Given problem: Write out the material exactly, without any of its pictures.
►
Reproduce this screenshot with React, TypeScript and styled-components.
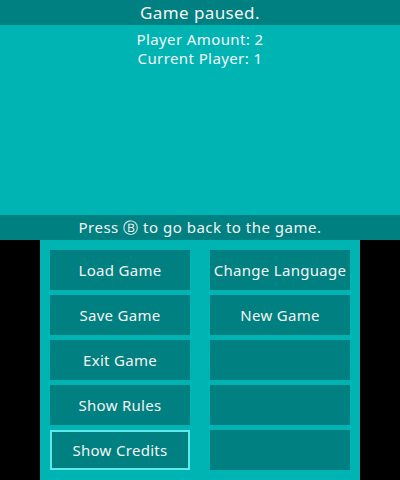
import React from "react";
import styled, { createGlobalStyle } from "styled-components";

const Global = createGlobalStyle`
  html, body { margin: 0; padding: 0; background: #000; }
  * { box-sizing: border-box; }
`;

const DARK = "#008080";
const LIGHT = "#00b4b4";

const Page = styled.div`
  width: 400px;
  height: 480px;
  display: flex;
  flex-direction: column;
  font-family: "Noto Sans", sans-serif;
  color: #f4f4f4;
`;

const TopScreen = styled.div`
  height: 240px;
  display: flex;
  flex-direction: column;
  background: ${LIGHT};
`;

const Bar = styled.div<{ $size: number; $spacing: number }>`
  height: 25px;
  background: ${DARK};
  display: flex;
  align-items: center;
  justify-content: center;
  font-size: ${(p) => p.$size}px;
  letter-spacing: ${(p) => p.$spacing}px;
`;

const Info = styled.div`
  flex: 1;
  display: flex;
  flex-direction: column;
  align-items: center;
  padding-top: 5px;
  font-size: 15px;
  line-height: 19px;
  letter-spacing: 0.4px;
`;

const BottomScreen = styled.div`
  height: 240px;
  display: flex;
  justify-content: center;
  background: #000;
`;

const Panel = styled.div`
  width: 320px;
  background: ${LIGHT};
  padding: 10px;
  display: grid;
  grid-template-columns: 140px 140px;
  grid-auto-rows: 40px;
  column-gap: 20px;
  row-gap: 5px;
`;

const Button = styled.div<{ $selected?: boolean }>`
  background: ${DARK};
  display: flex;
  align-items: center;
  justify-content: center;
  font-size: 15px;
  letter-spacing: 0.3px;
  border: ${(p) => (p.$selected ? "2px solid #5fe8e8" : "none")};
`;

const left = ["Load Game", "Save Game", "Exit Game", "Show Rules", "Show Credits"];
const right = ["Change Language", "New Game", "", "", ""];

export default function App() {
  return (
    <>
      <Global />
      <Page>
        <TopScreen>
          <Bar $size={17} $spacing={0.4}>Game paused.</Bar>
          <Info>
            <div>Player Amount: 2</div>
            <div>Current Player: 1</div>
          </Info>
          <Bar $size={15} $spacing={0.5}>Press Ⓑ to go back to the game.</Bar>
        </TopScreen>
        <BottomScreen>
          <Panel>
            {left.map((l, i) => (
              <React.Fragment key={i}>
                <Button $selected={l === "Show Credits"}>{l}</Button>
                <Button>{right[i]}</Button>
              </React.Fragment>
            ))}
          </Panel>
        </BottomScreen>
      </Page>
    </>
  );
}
◄
Answer to this problem:
Reproduce this screenshot with React, TypeScript and styled-components.
import React from "react";
import styled, { createGlobalStyle } from "styled-components";

const Global = createGlobalStyle`
  html, body { margin: 0; padding: 0; background: #000; }
  * { box-sizing: border-box; }
`;

const DARK = "#008080";
const LIGHT = "#00b4b4";

const Page = styled.div`
  width: 400px;
  height: 480px;
  display: flex;
  flex-direction: column;
  font-family: "Noto Sans", sans-serif;
  color: #f4f4f4;
`;

const TopScreen = styled.div`
  height: 240px;
  display: flex;
  flex-direction: column;
  background: ${LIGHT};
`;

const Bar = styled.div<{ $size: number; $spacing: number }>`
  height: 25px;
  background: ${DARK};
  display: flex;
  align-items: center;
  justify-content: center;
  font-size: ${(p) => p.$size}px;
  letter-spacing: ${(p) => p.$spacing}px;
`;

const Info = styled.div`
  flex: 1;
  display: flex;
  flex-direction: column;
  align-items: center;
  padding-top: 5px;
  font-size: 15px;
  line-height: 19px;
  letter-spacing: 0.4px;
`;

const BottomScreen = styled.div`
  height: 240px;
  display: flex;
  justify-content: center;
  background: #000;
`;

const Panel = styled.div`
  width: 320px;
  background: ${LIGHT};
  padding: 10px;
  display: grid;
  grid-template-columns: 140px 140px;
  grid-auto-rows: 40px;
  column-gap: 20px;
  row-gap: 5px;
`;

const Button = styled.div<{ $selected?: boolean }>`
  background: ${DARK};
  display: flex;
  align-items: center;
  justify-content: center;
  font-size: 15px;
  letter-spacing: 0.3px;
  border: ${(p) => (p.$selected ? "2px solid #5fe8e8" : "none")};
`;

const left = ["Load Game", "Save Game", "Exit Game", "Show Rules", "Show Credits"];
const right = ["Change Language", "New Game", "", "", ""];

export default function App() {
  return (
    <>
      <Global />
      <Page>
        <TopScreen>
          <Bar $size={17} $spacing={0.4}>Game paused.</Bar>
          <Info>
            <div>Player Amount: 2</div>
            <div>Current Player: 1</div>
          </Info>
          <Bar $size={15} $spacing={0.5}>Press Ⓑ to go back to the game.</Bar>
        </TopScreen>
        <BottomScreen>
          <Panel>
            {left.map((l, i) => (
              <React.Fragment key={i}>
                <Button $selected={l === "Show Credits"}>{l}</Button>
                <Button>{right[i]}</Button>
              </React.Fragment>
            ))}
          </Panel>
        </BottomScreen>
      </Page>
    </>
  );
}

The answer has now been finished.